(Exercise directions):
Give every line again exactly as it appears, please, but not the pictures.

(Given information):
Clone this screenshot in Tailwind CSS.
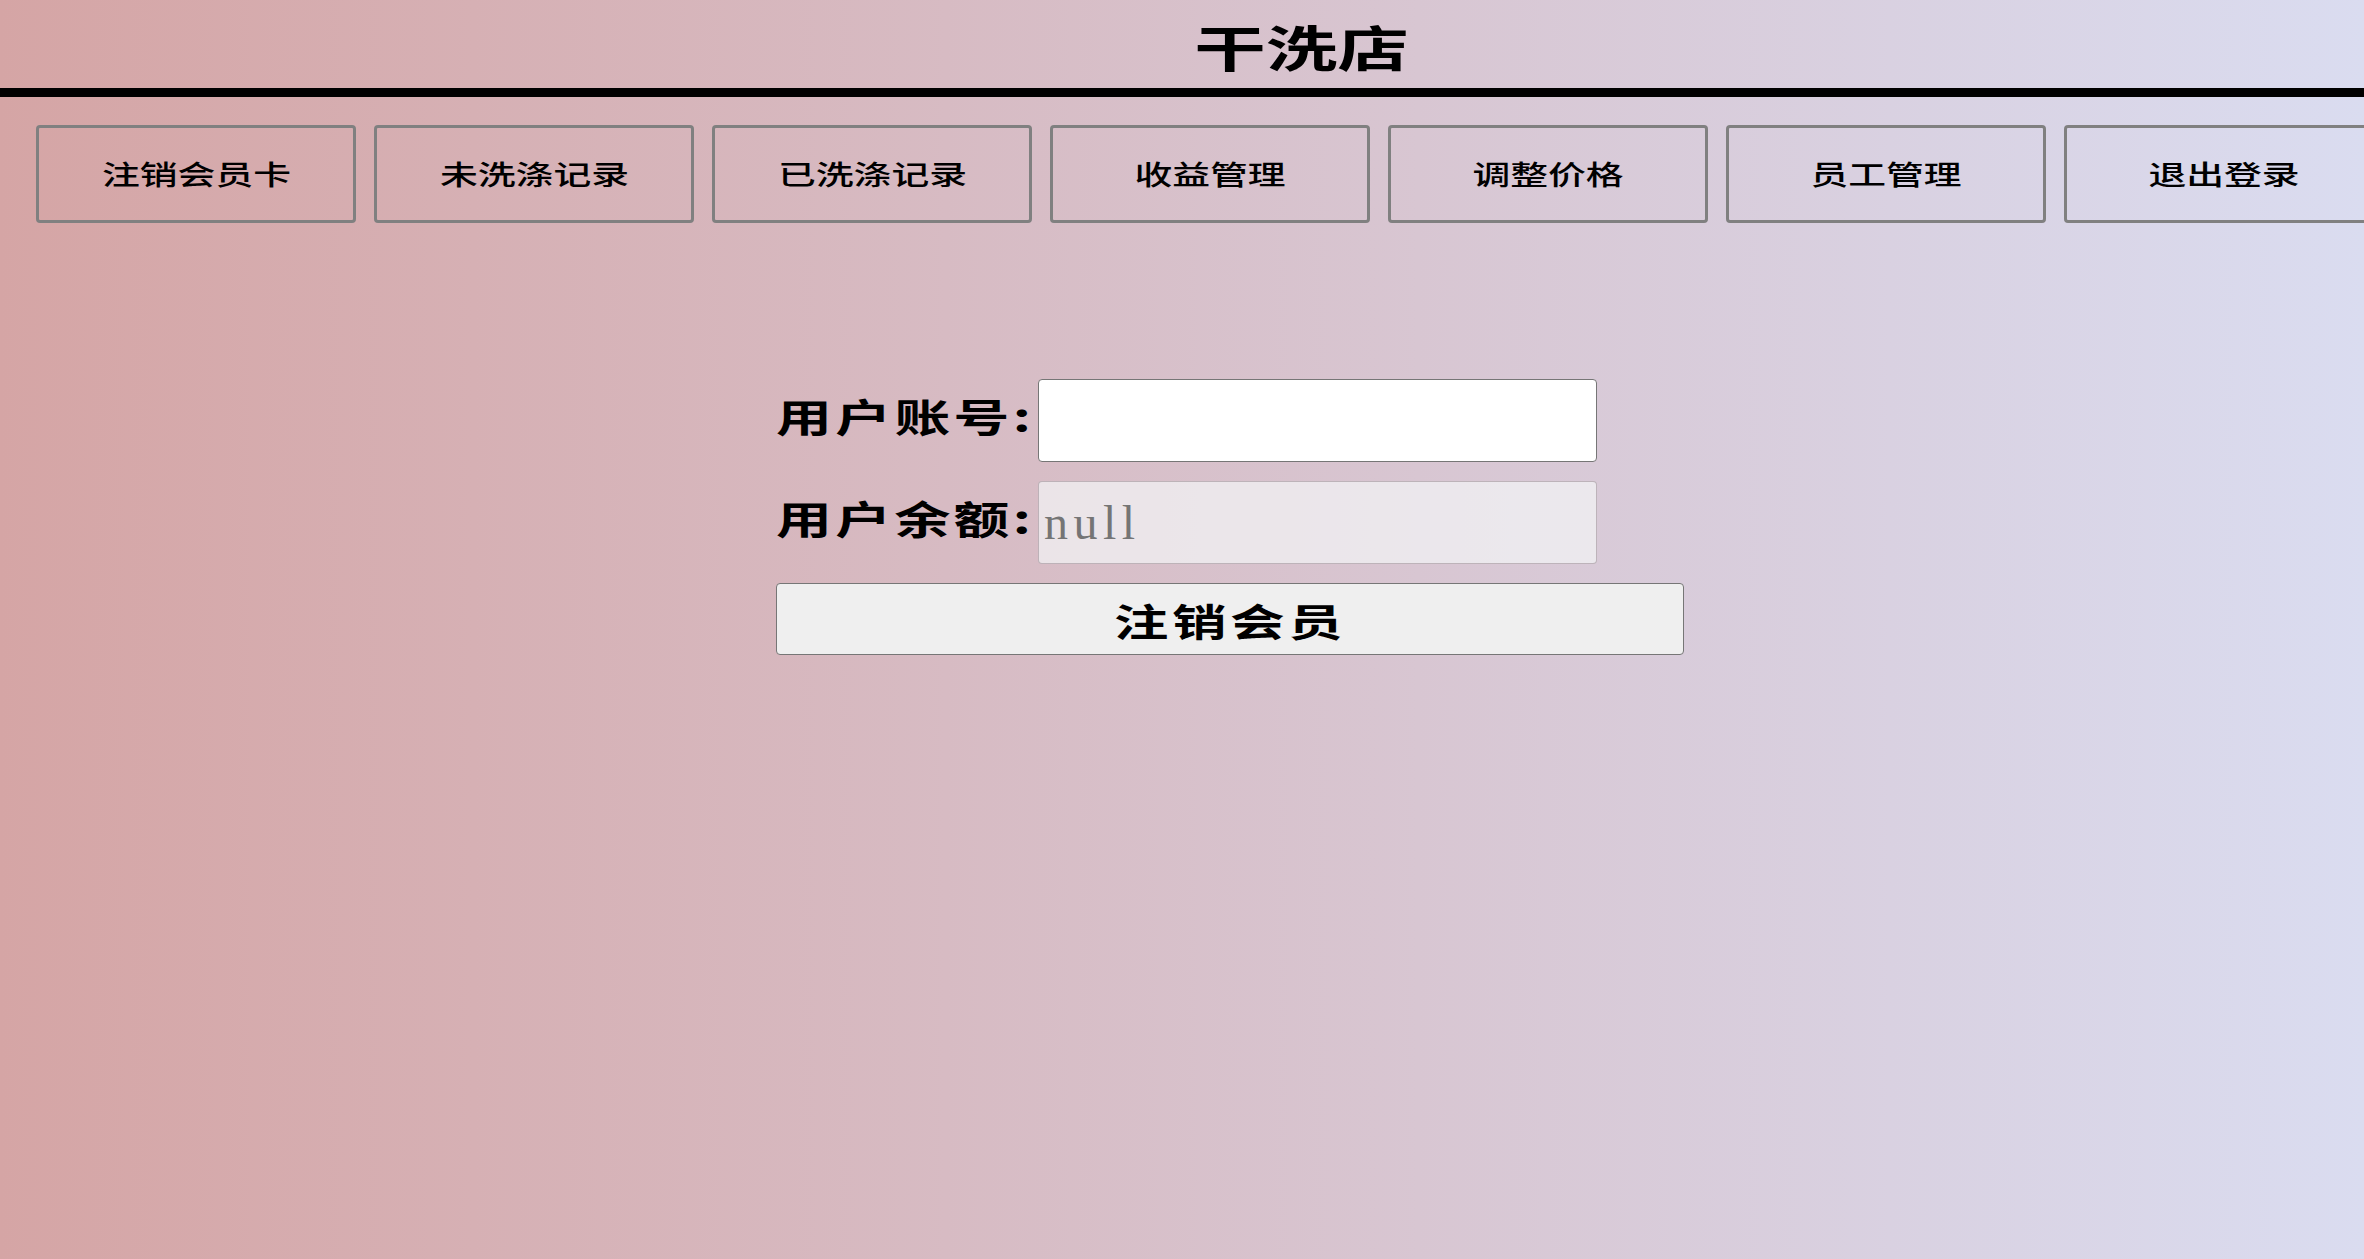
<!DOCTYPE html>
<html lang="zh-CN">
<head>
<meta charset="utf-8">
<title>干洗店</title>
<script src="https://cdn.jsdelivr.net/npm/@tailwindcss/browser@4"></script>
</head>
<body class="overflow-hidden">
<div class="h-[1259px] w-full overflow-hidden bg-[linear-gradient(to_right,#d5a5a5,#dadcf0)] font-['Noto_Sans_CJK_SC','Noto_Sans_CJK_TC',sans-serif] text-black">
  <div class="w-[2604px]">
    <header class="flex h-[97px] items-center justify-center border-b-[9px] border-black pt-[3px]">
      <h1 class="inline-block scale-x-[1.46] text-[49px] leading-none font-bold">干洗店</h1>
    </header>
    <nav class="mt-[28px] flex gap-[18px] pl-[36px]">
      <button class="flex h-[98px] w-[320px] shrink-0 items-center justify-center rounded-[4px] border-[3px] border-[#808080]"><span class="inline-block scale-x-[1.4] text-[27px] font-medium">注销会员卡</span></button>
      <button class="flex h-[98px] w-[320px] shrink-0 items-center justify-center rounded-[4px] border-[3px] border-[#808080]"><span class="inline-block scale-x-[1.4] text-[27px] font-medium">未洗涤记录</span></button>
      <button class="flex h-[98px] w-[320px] shrink-0 items-center justify-center rounded-[4px] border-[3px] border-[#808080]"><span class="inline-block scale-x-[1.4] text-[27px] font-medium">已洗涤记录</span></button>
      <button class="flex h-[98px] w-[320px] shrink-0 items-center justify-center rounded-[4px] border-[3px] border-[#808080]"><span class="inline-block scale-x-[1.4] text-[27px] font-medium">收益管理</span></button>
      <button class="flex h-[98px] w-[320px] shrink-0 items-center justify-center rounded-[4px] border-[3px] border-[#808080]"><span class="inline-block scale-x-[1.4] text-[27px] font-medium">调整价格</span></button>
      <button class="flex h-[98px] w-[320px] shrink-0 items-center justify-center rounded-[4px] border-[3px] border-[#808080]"><span class="inline-block scale-x-[1.4] text-[27px] font-medium">员工管理</span></button>
      <button class="flex h-[98px] w-[320px] shrink-0 items-center justify-center rounded-[4px] border-[3px] border-[#808080]"><span class="inline-block scale-x-[1.4] text-[27px] font-medium">退出登录</span></button>
    </nav>
    <form class="mt-[156px] ml-[776px] flex w-[908px] flex-col">
      <div class="flex h-[83px] items-center">
        <label class="w-[262px] shrink-0 pb-[10px]"><span class="inline-block origin-left scale-x-[1.43] text-[39px] font-bold tracking-[2.4px] whitespace-nowrap">用户账号:</span></label>
        <input type="text" class="h-[83px] w-[559px] rounded-[4px] border border-[#767676] bg-white px-[5px] text-[48px]">
      </div>
      <div class="mt-[19px] flex h-[83px] items-center">
        <label class="w-[262px] shrink-0 pb-[10px]"><span class="inline-block origin-left scale-x-[1.43] text-[39px] font-bold tracking-[2.4px] whitespace-nowrap">用户余额:</span></label>
        <input type="text" disabled placeholder="null" class="h-[83px] w-[559px] rounded-[4px] border border-[#a89ca2]/70 bg-[#f3f5f7]/70 px-[5px] font-['Liberation_Serif',serif] text-[48px] tracking-[5.5px] placeholder:text-[#757575]">
      </div>
      <button type="button" class="mt-[19px] flex h-[72px] w-[908px] items-center justify-center rounded-[4px] border border-[#767676] bg-[#efefef]"><span class="inline-block scale-x-[1.43] text-[38px] font-bold tracking-[2.6px]">注销会员</span></button>
    </form>
  </div>
</div>
</body>
</html>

(Expected answer):
Clone this screenshot in Tailwind CSS.
<!DOCTYPE html>
<html lang="zh-CN">
<head>
<meta charset="utf-8">
<title>干洗店</title>
<script src="https://cdn.jsdelivr.net/npm/@tailwindcss/browser@4"></script>
</head>
<body class="overflow-hidden">
<div class="h-[1259px] w-full overflow-hidden bg-[linear-gradient(to_right,#d5a5a5,#dadcf0)] font-['Noto_Sans_CJK_SC','Noto_Sans_CJK_TC',sans-serif] text-black">
  <div class="w-[2604px]">
    <header class="flex h-[97px] items-center justify-center border-b-[9px] border-black pt-[3px]">
      <h1 class="inline-block scale-x-[1.46] text-[49px] leading-none font-bold">干洗店</h1>
    </header>
    <nav class="mt-[28px] flex gap-[18px] pl-[36px]">
      <button class="flex h-[98px] w-[320px] shrink-0 items-center justify-center rounded-[4px] border-[3px] border-[#808080]"><span class="inline-block scale-x-[1.4] text-[27px] font-medium">注销会员卡</span></button>
      <button class="flex h-[98px] w-[320px] shrink-0 items-center justify-center rounded-[4px] border-[3px] border-[#808080]"><span class="inline-block scale-x-[1.4] text-[27px] font-medium">未洗涤记录</span></button>
      <button class="flex h-[98px] w-[320px] shrink-0 items-center justify-center rounded-[4px] border-[3px] border-[#808080]"><span class="inline-block scale-x-[1.4] text-[27px] font-medium">已洗涤记录</span></button>
      <button class="flex h-[98px] w-[320px] shrink-0 items-center justify-center rounded-[4px] border-[3px] border-[#808080]"><span class="inline-block scale-x-[1.4] text-[27px] font-medium">收益管理</span></button>
      <button class="flex h-[98px] w-[320px] shrink-0 items-center justify-center rounded-[4px] border-[3px] border-[#808080]"><span class="inline-block scale-x-[1.4] text-[27px] font-medium">调整价格</span></button>
      <button class="flex h-[98px] w-[320px] shrink-0 items-center justify-center rounded-[4px] border-[3px] border-[#808080]"><span class="inline-block scale-x-[1.4] text-[27px] font-medium">员工管理</span></button>
      <button class="flex h-[98px] w-[320px] shrink-0 items-center justify-center rounded-[4px] border-[3px] border-[#808080]"><span class="inline-block scale-x-[1.4] text-[27px] font-medium">退出登录</span></button>
    </nav>
    <form class="mt-[156px] ml-[776px] flex w-[908px] flex-col">
      <div class="flex h-[83px] items-center">
        <label class="w-[262px] shrink-0 pb-[10px]"><span class="inline-block origin-left scale-x-[1.43] text-[39px] font-bold tracking-[2.4px] whitespace-nowrap">用户账号:</span></label>
        <input type="text" class="h-[83px] w-[559px] rounded-[4px] border border-[#767676] bg-white px-[5px] text-[48px]">
      </div>
      <div class="mt-[19px] flex h-[83px] items-center">
        <label class="w-[262px] shrink-0 pb-[10px]"><span class="inline-block origin-left scale-x-[1.43] text-[39px] font-bold tracking-[2.4px] whitespace-nowrap">用户余额:</span></label>
        <input type="text" disabled placeholder="null" class="h-[83px] w-[559px] rounded-[4px] border border-[#a89ca2]/70 bg-[#f3f5f7]/70 px-[5px] font-['Liberation_Serif',serif] text-[48px] tracking-[5.5px] placeholder:text-[#757575]">
      </div>
      <button type="button" class="mt-[19px] flex h-[72px] w-[908px] items-center justify-center rounded-[4px] border border-[#767676] bg-[#efefef]"><span class="inline-block scale-x-[1.43] text-[38px] font-bold tracking-[2.6px]">注销会员</span></button>
    </form>
  </div>
</div>
</body>
</html>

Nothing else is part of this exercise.